In comments filed with the New York PSC, the Retail Energy Supply Association said, "the Commission should deny the declaratory ruling sought by the Joint Petitioners because not doing so would effectively constitute an amendment to the Uniform Business Practices ('UBP') that has not been subjected to the rulemaking requirements of the State Administrative Procedure Act ('SAPA'). Additionally, the Commission should reject the Joint Petitioners' claim that they may initiate a discontinuance without Commission intervention, as such intervention is clearly required under the UBP and to suggest otherwise would set a dangerous precedent."
RESA said in its comments that, "The Petition is effectively seeking to promulgate a rule subject to SAPA because it seeks to amend the UBP by making acceptance and compliance with the DSA and SA mandatory regardless of whether the failure to sign the DSA and complete the SA [Self-Attestation document] actually creates any material risk to any Joint Utilities' system. Further, if the Commission were to grant the Joint Utilities' Petition, it would provide the Joint Utilities with direct authority to discontinue ESCO service if an ESCO fails to execute the DSA and SA. This would expand the authority of the Joint Utilities under Section 2.F of the UBP, which presently requires Commission intervention in the discontinuance of ESCO services ... Accordingly, the granting of the Joint Utilities' Petition would approve the terms of the DSA and SA and effectively alter the UBP -- changes which amount to a rule subject to rulemaking procedures prescribed under SAPA."
RESA said in its comments that the Utilities' claim that they may terminate access to ESCOs without PSC intervention, "completely ignores the balance of Section 2, which makes clear the Commission oversight is to be present when initiating a discontinuance."
"First and foremost, a discontinuance requires a case-specific finding under Section 2.F.1 that there is cause to discontinue an ESCO. It goes without saying that the Commission would need to be involved in establishing that sufficient cause exists to discontinue an ESCO. Meanwhile, Sections 2.F.4 and 2.F.5 explicitly indicate that the Commission is to play an active role in any discontinuance. Section 2.F.4 provides that the utility seeking to discontinue service 'shall submit a sample copy of its discontinuance notice to the Department for review and approval prior to distribution to customers.' Section 2.F.5 provides that a utility 'may request permission from the Department to expedite the discontinuance process upon a showing that it is necessary for safe and adequate service or in the public interest.' These provisions demonstrate that Commission intervention in the process is a necessary and required check before a utility may discontinue ESCO service. Indeed, the UBP was designed, in part, to specifically afford the ESCOs with fundamental due process rights in advance of any potential discontinuance of service and accordingly the interpretation urged by the Joint Utilities would have the opposite effect by doing away with such rights. The need for Commission intervention is further supported by Staff's Report in Case 18-M-0376 which states that 'The UBP details the discontinuance process, including timeframes, and includes participation by Staff,'" RESA said in its comments
The New York Retail Choice Coalition and supporting energy service entities filed supplemental comments opposing the relief sought by the Joint Utilities. The Coalition stated, among other things that, the JU proposal, "conflicts with [a] DPS Staff recommendation requiring ESCOs to adopt cyber security framework consistent with NIST."

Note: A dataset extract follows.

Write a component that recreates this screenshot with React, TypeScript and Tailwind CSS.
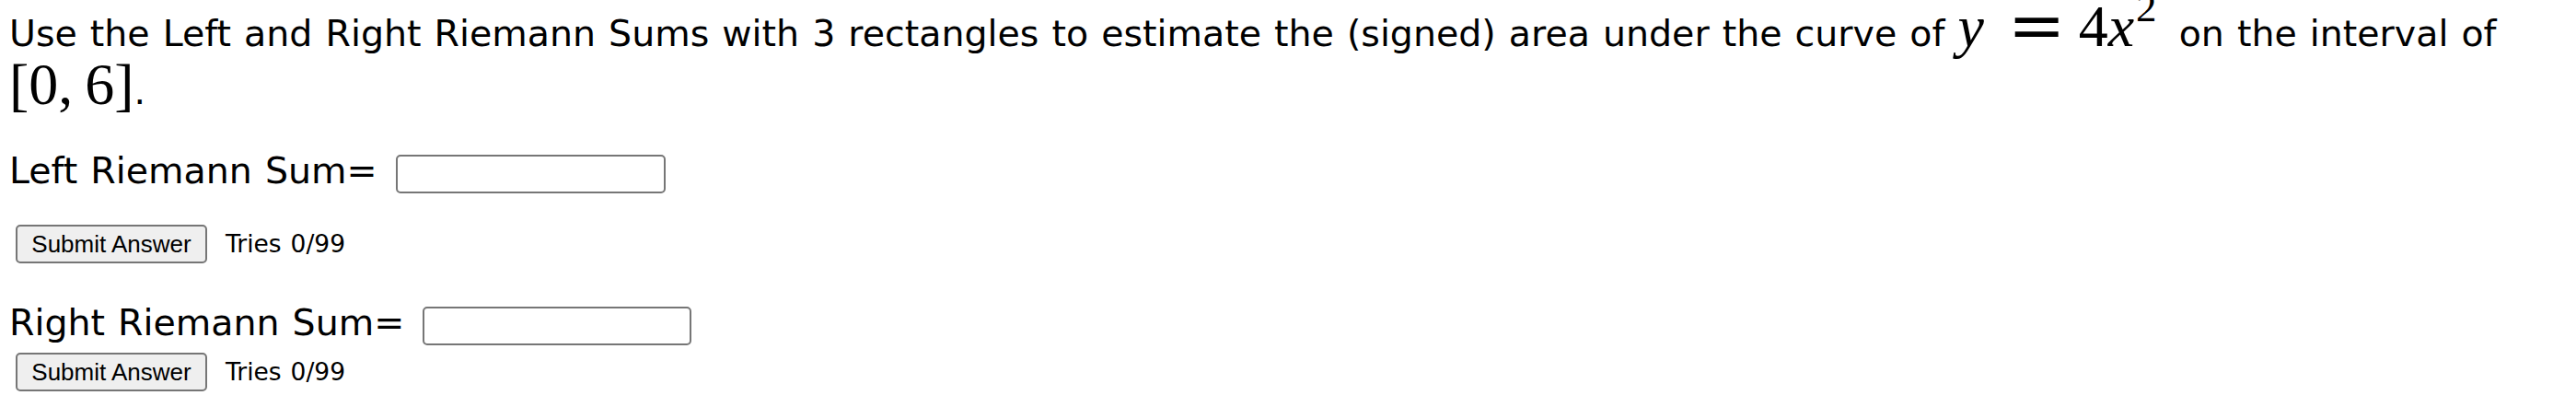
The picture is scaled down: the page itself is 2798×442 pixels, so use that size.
interface AnswerRowTypes {
  label: string;
  inputWidth: string;
}

function SubmitRow() {
  return (
    <div className="flex items-start">
      <button
        type="button"
        className="ml-[7px] box-border h-[42px] w-[208px] rounded-[5px] border-2 border-[#767676] bg-[#efefef] text-center font-['Liberation_Sans',Arial,sans-serif] text-[26px] leading-none text-black [word-spacing:0px]"
      >
        Submit Answer
      </button>
      <span className="ml-[20px] text-[26.5px] leading-[42px]">Tries 0/99</span>
    </div>
  );
}

function AnswerRow({ label, inputWidth }: AnswerRowTypes) {
  return (
    <div className="flex items-start">
      <span className="whitespace-pre leading-[35px]">{label} </span>
      <input
        type="text"
        aria-label={label}
        className={`ml-[6px] box-border h-[42px] rounded-[5px] border-2 border-[#767676] bg-white ${inputWidth}`}
      />
    </div>
  );
}

function MathInline() {
  return (
    <span className="mr-[10px] whitespace-nowrap [word-spacing:0px]">
      <span className="font-['Liberation_Serif',serif] text-[64px] italic leading-[44px]">y</span>
      <span className="relative top-[3px] ml-[26px] mr-[14px] font-['DejaVu_Serif',serif] text-[75px] leading-[34px]">=</span>
      <span className="font-['Liberation_Serif',serif] text-[64px] leading-[44px]">4</span>
      <span className="font-['Liberation_Serif',serif] text-[64px] italic leading-[44px]">x</span>
      <span className="relative -top-[27px] ml-[2px] font-['Liberation_Serif',serif] text-[45px] leading-[30px]">2</span>
    </span>
  );
}

export default function App() {
  return (
    <div className="min-h-[442px] bg-white pl-[10px] font-['DejaVu_Sans',Verdana,sans-serif] text-[39.5px] text-black [word-spacing:1.5px]">
      <p className="whitespace-nowrap pt-[5px] leading-[63px]">
        Use the Left and Right Riemann Sums with 3 rectangles to estimate the (signed) area under the curve of{" "}
        <MathInline /> on the interval of
        <br />
        <span className="font-['Liberation_Serif',serif] text-[64px] leading-[44px] [word-spacing:0px]">[0,&thinsp;6]</span>.
      </p>
      <div className="mt-[37px]">
        <AnswerRow label="Left Riemann Sum=" inputWidth="w-[293px]" />
      </div>
      <div className="mt-[34px]">
        <SubmitRow />
      </div>
      <div className="mt-[47px]">
        <AnswerRow label="Right Riemann Sum=" inputWidth="w-[292px]" />
      </div>
      <div className="mt-[8px]">
        <SubmitRow />
      </div>
    </div>
  );
}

The Coalition said in its comments that, "Staff specifically recommends that new section 12.B to the UBP require, 'All ESCOs [to] have processes and procedures in place regarding cyber security consistent with the National Institute of Standards and Technology Cyber Security Framework.' In contrast, the JU DSA requires ESCOs (among other ESEs) adopt a uniform set of cybersecurity requirements inconsistent with the NIST Framework. In their current forms, the DSA and SAF fail to follow a tailored risk-based approach, opting instead to implement uniform requirements on every ESE and every possibly relevant third party. The DSA Coalition once again urges Staff and the Commission to reconsider the DSA's rigid framework and instead opt to adopt standards that embody risk-based principles. If the Commission granted the JU Petition, it would effectively reject Staff's recommended revisions to the UBP, an open issue pending under the Evidentiary Hearing."